I also mourn my quick wit, my ability to drily recall something a friend said the previous day when he happens to contradict himself in the present moment. I feel slow and stupid, like I’m wading through Chelsea golden syrup.
What’s worse is the fact that I’m constantly reminded of my previous abilities. It’s like passing the ruins of a beautiful cathedral and seeing pigeons defecate on the fractured stained-glass windows.
Practically, it’s also incredibly frustrating. I lose things constantly. I have learnt coping mechanisms though. I keep a notebook and pen with me constantly, and I keep multiples of everything — my keys, a chapstick, my ID — in every conceivable useful space, from my handbag to the empty flowerpot in the garage.
But the worst is my newfound distrust of myself. Did a certain event or conversation really happen? Or did I merely think about it? Or is the act of thinking indicative of its actuality? I never know.

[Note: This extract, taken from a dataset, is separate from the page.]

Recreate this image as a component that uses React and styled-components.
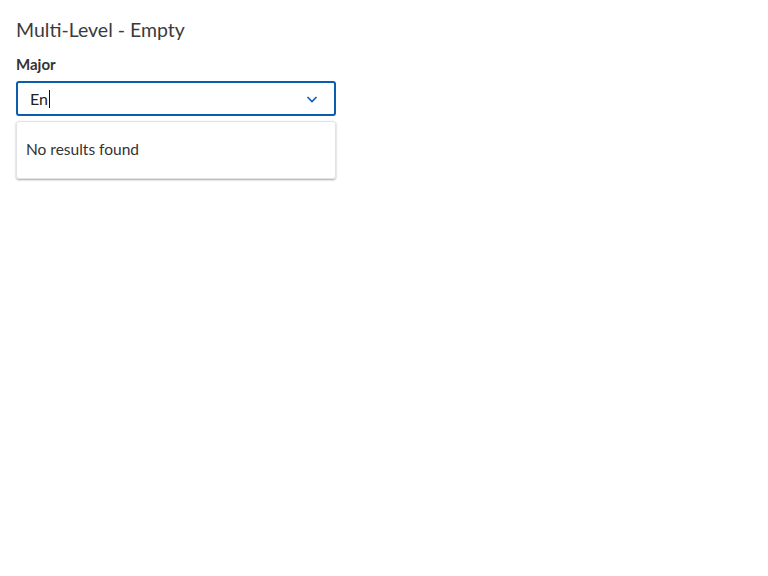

I have a constant fear of being a nuisance. Two of my previous relationships ended because I was so annoying. I can’t help but worry about coming across as uncaring or thoughtless because I forget things people tell me unless I have the presence of mind to write it down immediately. I feel like a complete dunce repeating questions, asking people to reiterate directions or remind me what we were talking about. I do not feel myself.

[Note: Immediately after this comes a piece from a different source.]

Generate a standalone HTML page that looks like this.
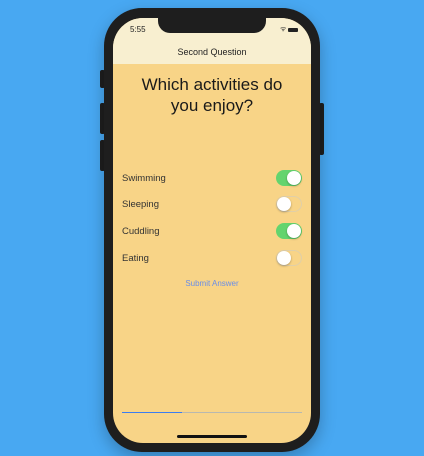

But I still have hope, regardless of how unfounded said hope may be. I am constantly researching new mnemonics, brain puzzles, and various tips and tricks for recalling things. I take photographs of every experience I wish to recall, I write down particular moments, and I obsessively document much of my day on social media. I do my utmost to remember my past self.
I also try to focus on the silver linings. I’m able to rewatch and reread good movies and books. Sometimes I’m blessed with the ability to forget horrible memories. Most of all, I’m forced to live in the moment, because my past self does not interject into any current conversation or experience. She does not remind me of what I thought yesterday, or what I said last week. I can happily relive certain moments and experiences time and time again.
As Ingrid Bergman once said, ‘‘Happiness is good health, and a bad memory.’’ At least I’m halfway there.
- Jean Balchin, a former English student at the University of Otago, is studying at Oxford University after being awarded a Rhodes Scholarship.